We built our floating platform on a beach outside the cove and, once it was habitable, moved it into the cove. Because having a place to dance was important to me, we built my dancefloor next, and then the garden. I started simply, growing salad greens, then each year I added more edible plants, herbs and flowers, fruit trees, berries and finally planted some decorative bushes and trees. As my garden grew, our whole system expanded to accommodate it. The platform is built on recycled fish farm systems, and plants are grown in recycled containers. Although we live on an island, it doesn’t feel confined: the dancefloor gives me space to move, so I never feel hemmed in, and neither do our two chihuahuas.
Simple pleasures
Floating allows us to be a part of nature without interfering with it. We can watch bears or wolves on the shore, and not interrupt them as they go about their day. The crows, seagulls, bufflehead and merganser ducks and other water birds, have made us part of their family. The platform also provides protection for the fish that come to spawn beneath our floating systems.
How the garden grows
I grow everything from seed (except the shrubs and fruit trees) in my four greenhouses. Tomatoes, peppers, and eggplant are grown in the larger one, after getting started in propagators in the house. I grow peas, fava beans, carrots, and everything else in the other greenhouses.
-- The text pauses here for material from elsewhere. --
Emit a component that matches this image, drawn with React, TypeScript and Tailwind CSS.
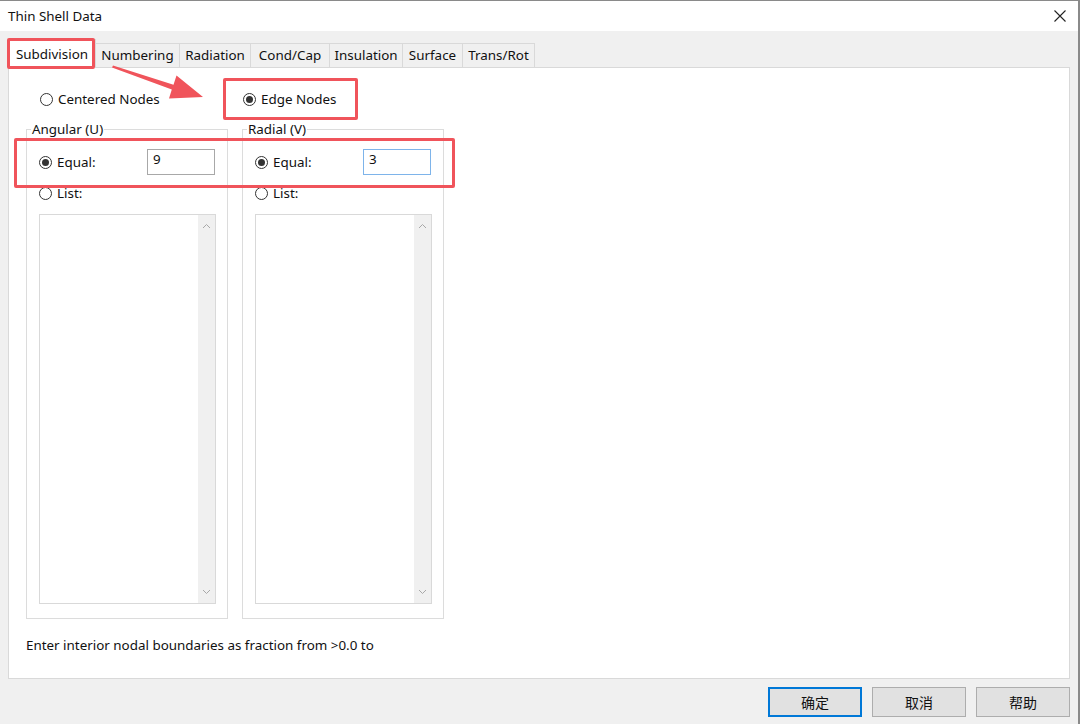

Everything gets started under glass then they are brought out when they are large and strong enough for the conditions outside. In winter, I grow winter salad greens, over-wintering broccoli, and plants and herbs that need extra protection in the greenhouses. Many plants stay outside though, including over-wintering cabbage, kale and collard greens. We eat fresh vegetables all year round. I have three composters that are on wooden pegs and frames that allow them to turn, as well as a worm farm.
“Floating allows us to be a part of nature without interfering with it. Living here also inspires us creatively”
When it goes wrong
We are tied to the shore with big ropes that look like a spider web. This stabilises everything and allows the platform to move easily when we are hit by heavy winds. On the best days we hardly move at all. We don’t have large waves to deal with, fortunately, as we are protected by the cove. We do have to tackle storm damage, however: strong winds find their way in and whirl around us. Our dancefloor area has had to be rebuilt four times due to storms, for example. Maintenance and repair are a constant as a result. When we are in our house in a storm we feel like beavers in a den. We will have to build a new house very soon, too, so that will be the next large project. This winter, Wayne transformed the generator and tool shed into his man cave. He built it to look like a cuckoo clock!
An artistic life
Living in Freedom Cove inspires us creatively. We are wildlife artists and the environment we live in is reflected in our work. The whole place is one large art installation and is constantly evolving, due to storms and creative change. Buildings rot and need to be taken down and rebuilt from recycled materials. We keep what is good from the old and add it into the new.